Florida Domestic Insurer Sawgrass Mutual to ‘Wind Down’ Operations
Just after being downgraded by ratings agency Demotech, Florida-based insurer Sawgrass Mutual Insurance Company revealed it was placed under administrative supervision by the Florida Office of Insurance Regulation.
According to an Aug. 22, 2017, amended consent order for administrative supervision, Sawgrass notified OIR of a plan for “orderly wind-down of the company’s operations” on Aug. 18, through a confidential consent order. The amended consent order said that plan was no longer feasible and the order should be made public “for the orderly transition of Sawgrass’s business.”
Under Florida Law, administrative supervision is confidential unless otherwise specified, with OIR having the authority to open proceedings or hearings or make public the information.
The amended order states “that it is in the best interest of policyholders and the public to make this Consent Order public…” The order was signed by Sawgrass CEO Daniel O’Neal.
In a statement, OIR said, “Under an Order of Administrative Supervision, the Office is working with Sawgrass Mutual Insurance Company and interested parties to develop a wind-down plan for the company, which includes the orderly transition of policies from Sawgrass to another insurer. Coverage for current Sawgrass policyholders remains in force until a plan is implemented.”
OIR said current policyholders can explore their options through the Florida Market Assistance Plan or via its online homeowners rate comparison tool.
Sawgrass first became licensed in Florida in 2009 and currently has about 20,000 policies throughout the state with $35 million in premium written in the first quarter of 2017. The mutual insurer wrote voluntary homeowners through a network of independent agents. It bound just 222 new policies in Q1 of 2017, and had more than $39 million in exposure for policies in force that exclude wind coverage, according to OIR’s Quarterly Supplemental Report – Market Share Report system.
Sawgrass notified its agencies of the administrative supervision in an Aug. 22 email that was obtained by Insurance Journal. The email said the move is necessary “to allow Sawgrass and interested parties to develop a run-off plan for the company which includes the orderly transition of policies from Sawgrass to another insurer.”
The email further stated the plan could include the cancellation of all Sawgrass policies with at least 45 days’ notice and a guaranteed offer of coverage for those policies from another licensed insurer.
It appears Sawgrass’s problems began to brew after its second quarter earnings report, based on a downgrade in its Financial Stability Rating (FSR) of A (Exceptional) to L (Licensed) from ratings agency Demotech on Aug. 21. Demotech released a statement saying the action was necessary despite a number of potential transactions in negotiation by the company.
“The company filed its initial year-end 2016 financial statement, reporting surplus in excess of $20 million, in a timely manner,” said Joseph Petrelli, Demotech president. “The company secured an effective reinsurance program prior to storm season. The focus of the company was to identify suitors and negotiate a transaction that was favorable to their policyholders rather than write additional new business.”
Demotech added that Sawgrass missed the deadline to report to Demotech the results of an independent audit.

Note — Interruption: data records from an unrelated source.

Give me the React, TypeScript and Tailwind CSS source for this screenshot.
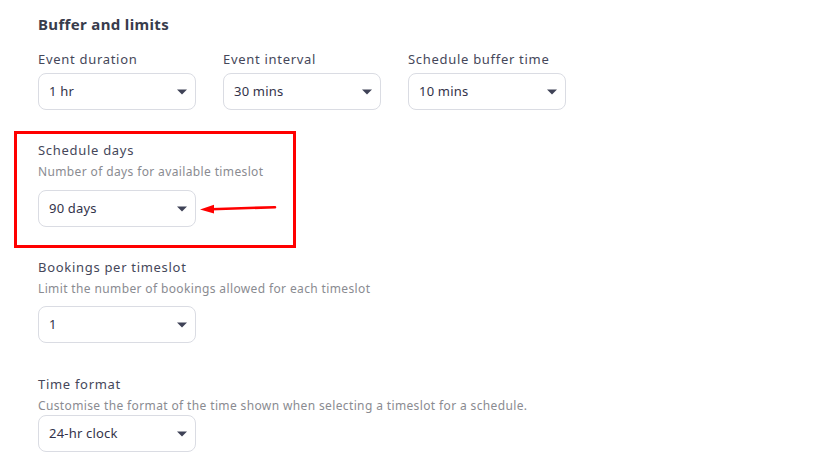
import React from 'react';

const FONT = { fontFamily: '"Noto Sans", "Open Sans", sans-serif' };

function Select({ value }: { value: string }) {
    return (
        <div className="flex h-[37px] w-[158px] items-center justify-between rounded-lg border border-[#dadce3] bg-white pl-[10px] pr-[8px]">
            <span className="text-[13px] tracking-[0.2px] text-[#33334a]">{value}</span>
            <svg width="10" height="6" viewBox="0 0 10 6" className="mt-[1px]">
                <path d="M0 0.5 L10 0.5 L5 5.5 Z" fill="#3f4257" />
            </svg>
        </div>
    );
}

function Label({ children }: { children: React.ReactNode }) {
    return <div className="text-[13px] leading-5 tracking-[0.7px] text-[#45475a]">{children}</div>;
}

function Hint({ children }: { children: React.ReactNode }) {
    return <div className="mt-[3px] text-[12px] leading-[18px] tracking-[0.37px] text-[#8a8b91]">{children}</div>;
}

export default function App() {
    return (
        <div className="min-h-[463px] w-[825px] bg-white pl-[38px] pt-[14px]" style={FONT}>
            <h2 className="text-[15px] font-bold leading-5 tracking-[0.35px] text-[#383c4c]">Buffer and limits</h2>

            <div className="mt-[15px] flex gap-[27px]">
                {[
                    ['Event duration', '1 hr'],
                    ['Event interval', '30 mins'],
                    ['Schedule buffer time', '10 mins'],
                ].map(([label, value]) => (
                    <div key={label} className="flex flex-col gap-[4px]">
                        <Label>{label}</Label>
                        <Select value={value} />
                    </div>
                ))}
            </div>

            {/* highlighted section */}
            <div className="relative -ml-[24px] mt-[21px] w-[282px] border-[3px] border-[#ff0000] pb-[18px] pl-[21px] pt-[6px]">
                <Label>Schedule days</Label>
                <Hint>Number of days for available timeslot</Hint>
                <div className="mt-[9px]">
                    <Select value="90 days" />
                </div>
                <svg className="absolute left-[182px] top-[67px]" width="82" height="14" viewBox="0 0 82 14">
                    <path d="M12 8.2 L76 6.2" stroke="#ff0000" strokeWidth="2.6" strokeLinecap="round" />
                    <path d="M1 8.4 L15 3.8 L15 12.6 Z" fill="#ff0000" />
                </svg>
            </div>

            <div className="mt-[9px]">
                <Label>Bookings per timeslot</Label>
                <Hint>Limit the number of bookings allowed for each timeslot</Hint>
                <div className="mt-[8px]">
                    <Select value="1" />
                </div>
            </div>

            <div className="mt-[31px]">
                <Label>Time format</Label>
                <Hint>Customise the format of the time shown when selecting a timeslot for a schedule.</Hint>
                <Select value="24-hr clock" />
            </div>
        </div>
    );
}
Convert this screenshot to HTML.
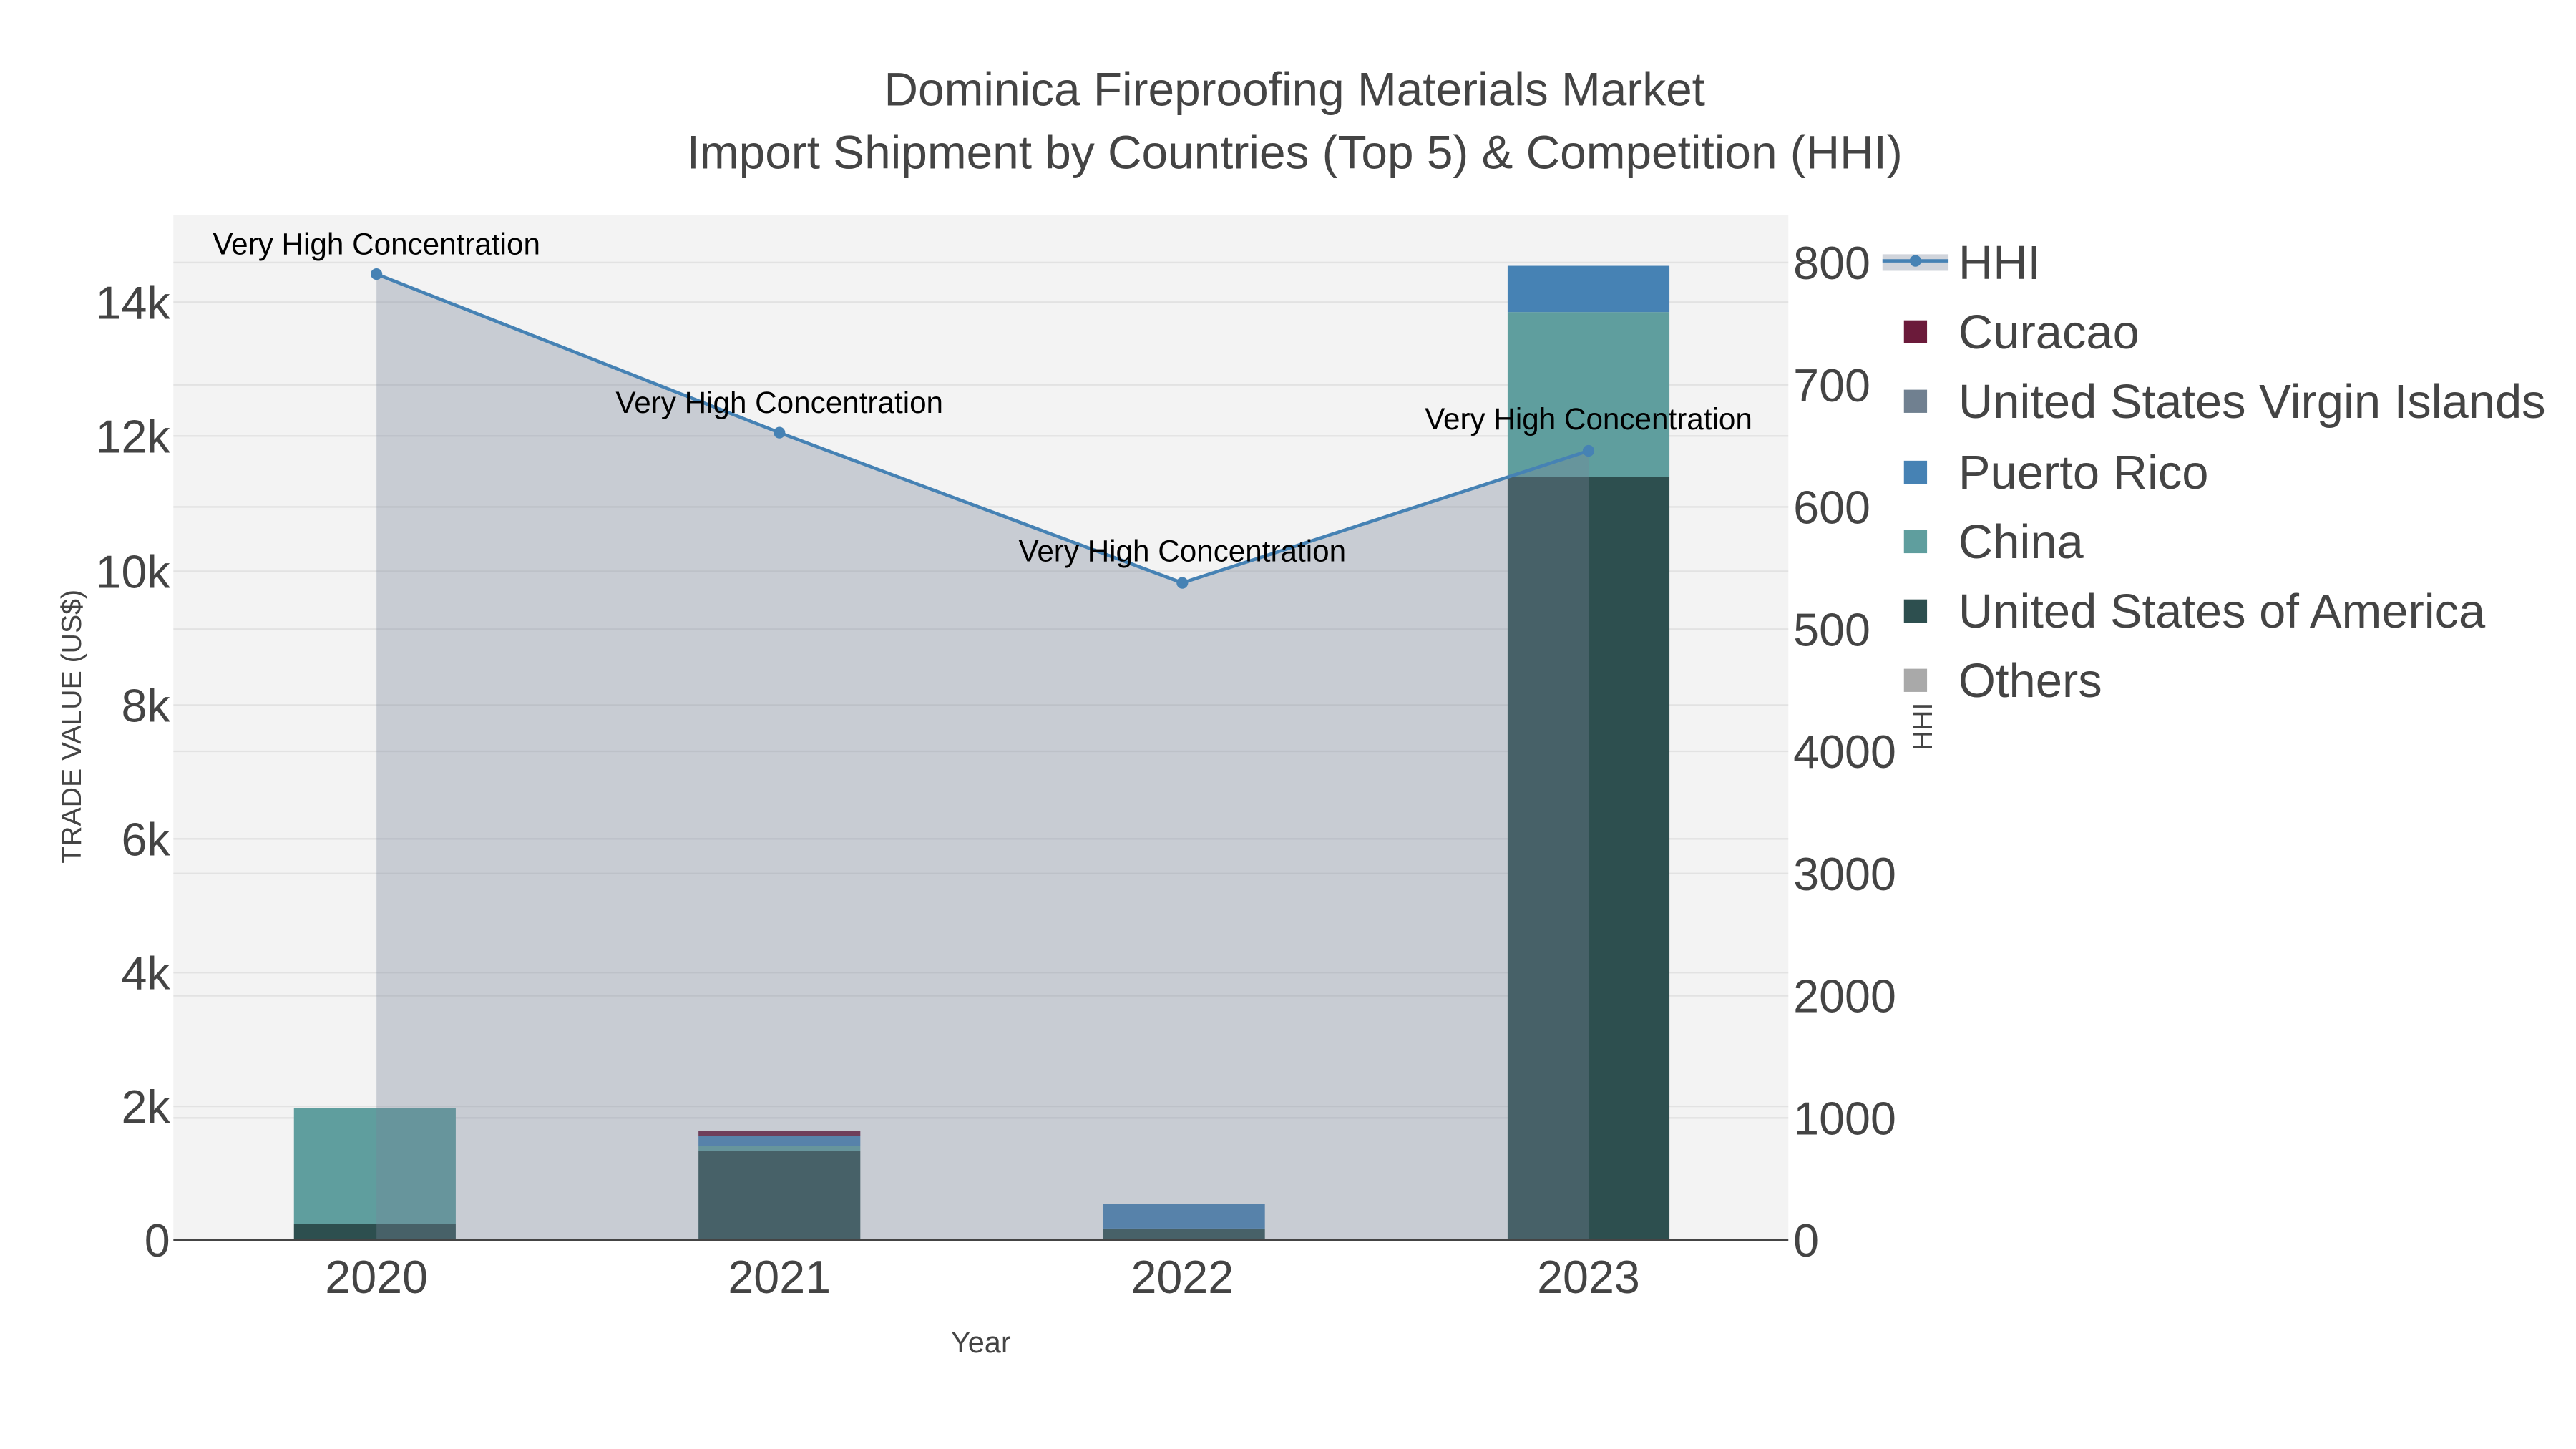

Its second quarter 2017 financial statement, presented to Demotech on Aug. 16, as well as a revised year-end 2016 financial statement, “present surplus and other financial metrics at levels that no longer support the current FSR.”
Last year, Sawgrass sued a competitor, Endurance Specialty Insurance, over accusations the company was stealing its trade secrets. But it was unclear if its financial situation was related to the suit.